Using the Legalist's Lens, this statement will be easy to understand. It is a Direct Command, spoken by Mrs. Fawley to her daughter, P.J. Since P.J. is an obedient daughter, we know that she will consider her mother a Binding Example.
The statement "Drive the Pontiac to the Piggly-Wiggly" commands P.J. to drive the Pontiac to the Piggly-Wiggly.
It has a General application in that it doesn't specify what kind of Pontiac P.J. is to drive, or to which Piggly-Wiggly she is to drive it. Therefore P.J. is at liberty to choose from among the various expedients in these areas - as long as she obeys the command to drive the Pontiac to the Piggly-Wiggly. (Although it should be admitted that P.J.'s brother insists that, since it isn't mentioned, a Pontiac with a Chevy engine is unauthorized.)
But the word "Pontiac" also has a Specific application. It automatically excludes any other make of car, whether Ford, Fiat, or Ferrari. Therefore we must conclude that for P.J. ever to drive any of these kinds of cars would make her a disobedient daughter.
The word "Piggly-Wiggly" also has a Specific application. It automatically excludes travel to any other destination, whether to the parking lot across the street from the Piggly-Wiggly, to the Jitney Jungle to get a Coke, or to the gas station to fill up the car. Further it excludes driving home; "home" has not been authorized as a destination. Once at the Piggly-Wiggly, P.J. is required to stay. For her to drive to any of these unauthorized destinations would make her disobedient to her mother.
Some people say, "But P.J. could drive to the Piggly-Wiggly and drive back home!" These people do not understand the Law of Exclusion: "To the Piggly-Wiggly" means "to the Piggly-Wiggly only." It cannot mean anything else without allowing any meaning one wishes. (See "make music in your heart," which describes accompaniment; compare with "to the Piggly-Wiggly" which describes destination.)

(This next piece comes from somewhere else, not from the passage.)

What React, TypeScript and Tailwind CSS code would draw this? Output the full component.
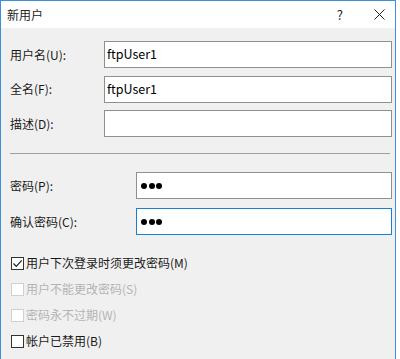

Some people say, "But her mother didn't forbid P.J. to drive back home, or to gas up the car!" She didn't have to. The Law of Exclusion forbids these. (See "gopher wood.") P.J.'s mother would have to stand on the front porch talking for a long time if she had to explain everything she didn't mean!
No, P.J. can't offer substitutes. Mrs. Fawley meant just what she said. Knowing P.J. to be an obedient daughter, we will expect her to drive only Pontiacs for the rest of her life...and to drive them only to Piggly-Wiggly stores.
A good sermon should conclude with ideas for listeners to consider further. A truly consistent application of the Legalist's Lens should give them plenty to think about.
Here is a list of church practices. Each of them is derived from an "Approved Example" by applying the Law of Exclusion...
Church attendance is mandatory. -Heb. 10:25.
A weekly collection is required. - 1Cor. 16:2.
Deacons are men only. -- 1 Tim. 3:8.
Men with only one believing child are disqualified to be elders. - 1 Tim. 3:4.
Women must wear head coverings when speaking in the church. - 1 Cor. 11:5.
Women are forbidden to speak in church. - 1 Cor. 14:34.
Since women are forbidden to speak in church, they are forbidden to sing in church. - Eph. 5:19.
Unmarried or childless women are disqualified to be younger women. - Titus 2:4.
Men's business meetings are unauthorized. - Acts 6:2, 5.
More than one communion cup is forbidden. - 1 Cor. 11:25.
Christians are forbidden to eat out together. - 1 Cor. 11:34.
Elders must be appointed by an evangelist. - Titus 1:5.
Collection money cannot be spent; it must be held until an apostle comes to pick it up. - 1 Cor. 16:2.
We are required to permit tongue-speaking in church. - 1 Cor. 14:39.
Prayer meetings must be held on riverbanks. - Acts 13:7.
Food may only be distributed to widows by appointing seven men to organize it. - Acts 6:3-4.
Once saved, Christians are forbidden to move, marry, or accept promotions. - 1 Cor. 7:20.
Christians are free from stupid man-made regulations. -- Col. 2:20-23.
And now, as they say,...the lesson is yours.